▸ **Stated goal**
Which lines of the records contain "this"? Collect every one of them.
--- BEGIN ---
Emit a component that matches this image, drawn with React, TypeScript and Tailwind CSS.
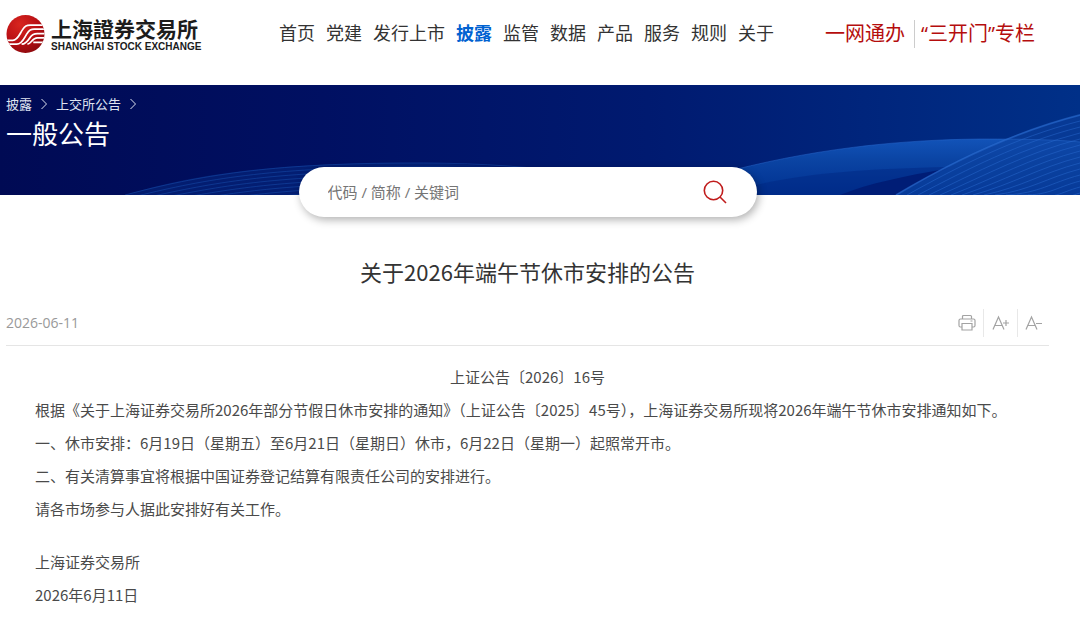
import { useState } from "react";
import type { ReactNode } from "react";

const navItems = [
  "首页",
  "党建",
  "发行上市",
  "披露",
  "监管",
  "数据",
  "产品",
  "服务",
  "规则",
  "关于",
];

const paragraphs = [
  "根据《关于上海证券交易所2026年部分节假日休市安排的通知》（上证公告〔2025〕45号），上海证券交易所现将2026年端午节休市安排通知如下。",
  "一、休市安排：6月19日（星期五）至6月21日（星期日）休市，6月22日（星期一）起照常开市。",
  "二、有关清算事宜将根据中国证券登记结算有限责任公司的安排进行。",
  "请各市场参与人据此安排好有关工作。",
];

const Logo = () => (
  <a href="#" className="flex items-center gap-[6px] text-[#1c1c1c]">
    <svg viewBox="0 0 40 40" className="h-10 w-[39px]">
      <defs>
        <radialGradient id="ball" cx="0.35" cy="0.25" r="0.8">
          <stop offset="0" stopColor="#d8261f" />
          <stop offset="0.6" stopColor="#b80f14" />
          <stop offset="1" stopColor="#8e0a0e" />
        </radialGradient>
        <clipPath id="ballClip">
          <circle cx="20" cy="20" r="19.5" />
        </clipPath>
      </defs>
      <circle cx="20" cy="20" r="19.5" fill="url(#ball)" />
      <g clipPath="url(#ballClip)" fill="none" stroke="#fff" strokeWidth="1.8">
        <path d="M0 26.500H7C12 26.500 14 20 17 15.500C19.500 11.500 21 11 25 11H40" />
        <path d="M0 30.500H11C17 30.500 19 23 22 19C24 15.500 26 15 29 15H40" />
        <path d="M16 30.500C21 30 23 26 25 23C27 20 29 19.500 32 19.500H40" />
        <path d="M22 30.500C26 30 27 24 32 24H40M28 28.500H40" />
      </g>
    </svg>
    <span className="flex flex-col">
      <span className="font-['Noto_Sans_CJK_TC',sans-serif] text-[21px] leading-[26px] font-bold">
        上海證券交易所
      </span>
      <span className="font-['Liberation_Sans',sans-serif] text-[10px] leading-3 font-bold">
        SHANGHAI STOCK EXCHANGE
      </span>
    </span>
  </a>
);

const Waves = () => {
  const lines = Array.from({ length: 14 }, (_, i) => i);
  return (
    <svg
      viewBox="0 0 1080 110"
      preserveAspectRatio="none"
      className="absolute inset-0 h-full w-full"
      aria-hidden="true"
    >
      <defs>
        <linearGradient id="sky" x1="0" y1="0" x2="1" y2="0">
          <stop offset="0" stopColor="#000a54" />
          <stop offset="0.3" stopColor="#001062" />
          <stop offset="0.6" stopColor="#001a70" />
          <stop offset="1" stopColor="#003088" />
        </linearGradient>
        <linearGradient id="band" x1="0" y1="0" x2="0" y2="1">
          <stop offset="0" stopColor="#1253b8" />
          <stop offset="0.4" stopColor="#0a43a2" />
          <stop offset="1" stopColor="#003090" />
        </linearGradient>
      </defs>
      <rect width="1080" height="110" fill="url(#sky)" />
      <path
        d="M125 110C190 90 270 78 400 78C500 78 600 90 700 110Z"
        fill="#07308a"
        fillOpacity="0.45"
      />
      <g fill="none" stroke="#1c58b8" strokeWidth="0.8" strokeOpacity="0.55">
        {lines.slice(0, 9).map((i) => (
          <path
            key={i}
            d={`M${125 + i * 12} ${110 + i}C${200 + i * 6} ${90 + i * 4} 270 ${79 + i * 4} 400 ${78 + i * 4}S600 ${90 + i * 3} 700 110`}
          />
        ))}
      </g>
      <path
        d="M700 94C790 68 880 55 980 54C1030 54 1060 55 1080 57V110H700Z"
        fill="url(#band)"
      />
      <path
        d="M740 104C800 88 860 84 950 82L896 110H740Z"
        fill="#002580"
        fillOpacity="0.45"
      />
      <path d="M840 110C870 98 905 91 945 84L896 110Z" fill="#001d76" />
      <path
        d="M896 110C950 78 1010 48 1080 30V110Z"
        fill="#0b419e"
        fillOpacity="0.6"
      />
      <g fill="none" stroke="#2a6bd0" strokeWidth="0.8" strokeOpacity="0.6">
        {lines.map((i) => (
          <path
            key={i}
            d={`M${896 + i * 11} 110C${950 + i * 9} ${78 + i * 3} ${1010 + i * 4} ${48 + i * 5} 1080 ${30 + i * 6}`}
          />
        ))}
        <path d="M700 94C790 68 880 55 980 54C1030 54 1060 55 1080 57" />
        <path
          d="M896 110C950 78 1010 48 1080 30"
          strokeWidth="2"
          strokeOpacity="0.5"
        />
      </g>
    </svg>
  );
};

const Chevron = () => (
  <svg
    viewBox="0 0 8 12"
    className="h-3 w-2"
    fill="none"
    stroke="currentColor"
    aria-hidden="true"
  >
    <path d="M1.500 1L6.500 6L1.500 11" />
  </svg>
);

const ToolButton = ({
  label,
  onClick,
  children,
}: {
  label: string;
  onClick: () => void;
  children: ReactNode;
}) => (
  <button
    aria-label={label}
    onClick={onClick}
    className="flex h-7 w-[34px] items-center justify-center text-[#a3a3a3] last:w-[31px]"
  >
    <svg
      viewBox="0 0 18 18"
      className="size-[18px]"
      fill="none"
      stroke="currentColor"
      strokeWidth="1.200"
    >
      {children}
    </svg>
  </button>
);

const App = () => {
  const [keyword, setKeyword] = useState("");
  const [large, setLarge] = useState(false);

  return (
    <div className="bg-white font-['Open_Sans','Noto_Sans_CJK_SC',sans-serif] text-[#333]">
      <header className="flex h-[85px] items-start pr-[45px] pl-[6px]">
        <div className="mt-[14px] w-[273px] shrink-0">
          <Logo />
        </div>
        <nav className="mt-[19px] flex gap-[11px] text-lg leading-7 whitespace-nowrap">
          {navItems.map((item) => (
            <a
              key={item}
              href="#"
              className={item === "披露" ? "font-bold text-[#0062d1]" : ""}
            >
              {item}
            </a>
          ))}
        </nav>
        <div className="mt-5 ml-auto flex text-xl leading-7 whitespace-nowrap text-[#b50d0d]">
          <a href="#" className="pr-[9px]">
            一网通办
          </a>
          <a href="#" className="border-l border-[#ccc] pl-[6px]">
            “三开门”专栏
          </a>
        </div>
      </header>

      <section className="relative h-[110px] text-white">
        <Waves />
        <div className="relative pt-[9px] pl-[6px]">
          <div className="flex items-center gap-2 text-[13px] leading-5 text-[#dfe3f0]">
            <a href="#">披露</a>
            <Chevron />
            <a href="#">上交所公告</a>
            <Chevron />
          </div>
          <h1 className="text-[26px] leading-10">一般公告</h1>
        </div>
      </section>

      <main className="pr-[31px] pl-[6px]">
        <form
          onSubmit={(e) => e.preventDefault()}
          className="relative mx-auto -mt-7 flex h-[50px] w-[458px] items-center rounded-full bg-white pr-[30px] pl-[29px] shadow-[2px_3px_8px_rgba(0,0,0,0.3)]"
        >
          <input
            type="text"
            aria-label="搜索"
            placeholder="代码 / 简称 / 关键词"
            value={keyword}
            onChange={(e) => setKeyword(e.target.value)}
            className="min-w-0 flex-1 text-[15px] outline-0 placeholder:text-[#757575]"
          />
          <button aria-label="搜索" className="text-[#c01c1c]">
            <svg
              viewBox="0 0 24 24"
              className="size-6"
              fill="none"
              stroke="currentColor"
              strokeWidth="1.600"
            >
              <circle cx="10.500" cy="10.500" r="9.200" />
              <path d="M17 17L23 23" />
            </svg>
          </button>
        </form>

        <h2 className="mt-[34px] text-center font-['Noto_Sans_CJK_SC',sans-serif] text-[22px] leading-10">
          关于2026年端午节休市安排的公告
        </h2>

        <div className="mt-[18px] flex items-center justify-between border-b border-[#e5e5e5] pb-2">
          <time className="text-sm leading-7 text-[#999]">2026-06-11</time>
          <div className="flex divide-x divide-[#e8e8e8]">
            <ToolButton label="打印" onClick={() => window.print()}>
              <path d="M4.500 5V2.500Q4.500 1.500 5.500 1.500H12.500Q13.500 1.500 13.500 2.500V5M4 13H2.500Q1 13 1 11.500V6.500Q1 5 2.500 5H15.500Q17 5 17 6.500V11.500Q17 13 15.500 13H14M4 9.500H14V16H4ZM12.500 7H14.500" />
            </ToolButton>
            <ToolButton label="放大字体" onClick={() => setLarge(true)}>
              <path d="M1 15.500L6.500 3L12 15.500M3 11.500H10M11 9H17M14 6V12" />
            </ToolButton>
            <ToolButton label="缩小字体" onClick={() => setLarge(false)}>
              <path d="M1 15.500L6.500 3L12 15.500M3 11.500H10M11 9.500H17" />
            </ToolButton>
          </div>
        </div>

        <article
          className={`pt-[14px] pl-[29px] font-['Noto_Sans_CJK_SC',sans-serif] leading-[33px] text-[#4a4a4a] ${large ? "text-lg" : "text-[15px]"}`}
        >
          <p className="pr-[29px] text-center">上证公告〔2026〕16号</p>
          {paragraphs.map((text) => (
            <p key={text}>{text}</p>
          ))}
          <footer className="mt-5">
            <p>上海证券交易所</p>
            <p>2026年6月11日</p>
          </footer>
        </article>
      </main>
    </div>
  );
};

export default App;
--- END ---
--- BEGIN ---
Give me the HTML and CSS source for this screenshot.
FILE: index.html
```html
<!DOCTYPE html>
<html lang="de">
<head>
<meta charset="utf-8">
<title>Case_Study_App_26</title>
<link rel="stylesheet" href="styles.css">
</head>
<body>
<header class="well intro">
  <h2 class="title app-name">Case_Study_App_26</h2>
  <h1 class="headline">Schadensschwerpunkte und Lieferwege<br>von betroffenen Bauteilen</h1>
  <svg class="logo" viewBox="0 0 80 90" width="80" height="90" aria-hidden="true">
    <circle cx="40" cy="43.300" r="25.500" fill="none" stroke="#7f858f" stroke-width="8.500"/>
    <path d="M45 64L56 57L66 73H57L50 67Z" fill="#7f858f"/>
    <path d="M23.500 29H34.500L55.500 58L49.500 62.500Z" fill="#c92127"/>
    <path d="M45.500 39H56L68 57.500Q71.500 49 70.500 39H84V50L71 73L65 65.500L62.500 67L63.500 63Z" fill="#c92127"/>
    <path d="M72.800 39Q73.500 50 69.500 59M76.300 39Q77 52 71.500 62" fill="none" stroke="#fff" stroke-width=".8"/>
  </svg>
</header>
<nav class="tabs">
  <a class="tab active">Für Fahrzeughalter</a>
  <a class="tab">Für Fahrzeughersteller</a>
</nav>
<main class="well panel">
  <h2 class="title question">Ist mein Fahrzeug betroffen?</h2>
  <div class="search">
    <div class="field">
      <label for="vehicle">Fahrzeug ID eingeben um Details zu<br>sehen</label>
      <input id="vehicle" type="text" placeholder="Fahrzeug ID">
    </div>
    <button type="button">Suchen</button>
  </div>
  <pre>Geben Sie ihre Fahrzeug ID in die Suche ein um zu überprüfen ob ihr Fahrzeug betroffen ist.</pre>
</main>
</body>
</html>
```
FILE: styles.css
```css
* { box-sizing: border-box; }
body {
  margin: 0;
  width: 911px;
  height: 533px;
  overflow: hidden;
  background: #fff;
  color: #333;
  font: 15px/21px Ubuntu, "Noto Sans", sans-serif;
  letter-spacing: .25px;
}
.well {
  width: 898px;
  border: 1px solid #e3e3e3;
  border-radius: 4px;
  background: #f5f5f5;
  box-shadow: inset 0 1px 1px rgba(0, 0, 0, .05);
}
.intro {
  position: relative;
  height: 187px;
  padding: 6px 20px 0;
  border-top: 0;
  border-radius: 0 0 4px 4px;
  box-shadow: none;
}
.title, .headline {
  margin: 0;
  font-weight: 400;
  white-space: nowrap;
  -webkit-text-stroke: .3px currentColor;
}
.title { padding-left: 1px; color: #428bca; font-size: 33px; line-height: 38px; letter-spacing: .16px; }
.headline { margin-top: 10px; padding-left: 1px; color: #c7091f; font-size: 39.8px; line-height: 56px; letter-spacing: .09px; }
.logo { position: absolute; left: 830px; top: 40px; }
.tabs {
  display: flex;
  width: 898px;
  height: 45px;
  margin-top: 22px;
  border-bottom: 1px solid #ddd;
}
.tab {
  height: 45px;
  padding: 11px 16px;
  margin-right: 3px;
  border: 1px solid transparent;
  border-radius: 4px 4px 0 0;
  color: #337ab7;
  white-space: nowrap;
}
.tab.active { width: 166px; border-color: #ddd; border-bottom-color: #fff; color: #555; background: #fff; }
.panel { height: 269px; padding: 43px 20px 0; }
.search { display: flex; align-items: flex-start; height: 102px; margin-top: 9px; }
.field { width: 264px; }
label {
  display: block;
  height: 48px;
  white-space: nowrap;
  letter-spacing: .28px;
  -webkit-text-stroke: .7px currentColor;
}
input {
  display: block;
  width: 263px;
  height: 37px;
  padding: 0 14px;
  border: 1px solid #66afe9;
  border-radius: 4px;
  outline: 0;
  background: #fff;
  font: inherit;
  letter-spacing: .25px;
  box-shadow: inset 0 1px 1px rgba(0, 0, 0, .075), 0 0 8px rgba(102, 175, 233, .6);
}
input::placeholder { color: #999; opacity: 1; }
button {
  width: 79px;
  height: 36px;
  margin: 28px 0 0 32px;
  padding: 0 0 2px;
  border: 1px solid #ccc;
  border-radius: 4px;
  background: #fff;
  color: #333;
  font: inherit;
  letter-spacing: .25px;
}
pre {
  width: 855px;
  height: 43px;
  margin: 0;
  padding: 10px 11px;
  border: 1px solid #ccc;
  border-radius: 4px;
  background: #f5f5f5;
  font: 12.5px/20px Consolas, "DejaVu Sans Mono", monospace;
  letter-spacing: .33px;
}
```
--- END ---
▸ **Result**
Emit a component that matches this image, drawn with React, TypeScript and Tailwind CSS.
Give me the HTML and CSS source for this screenshot.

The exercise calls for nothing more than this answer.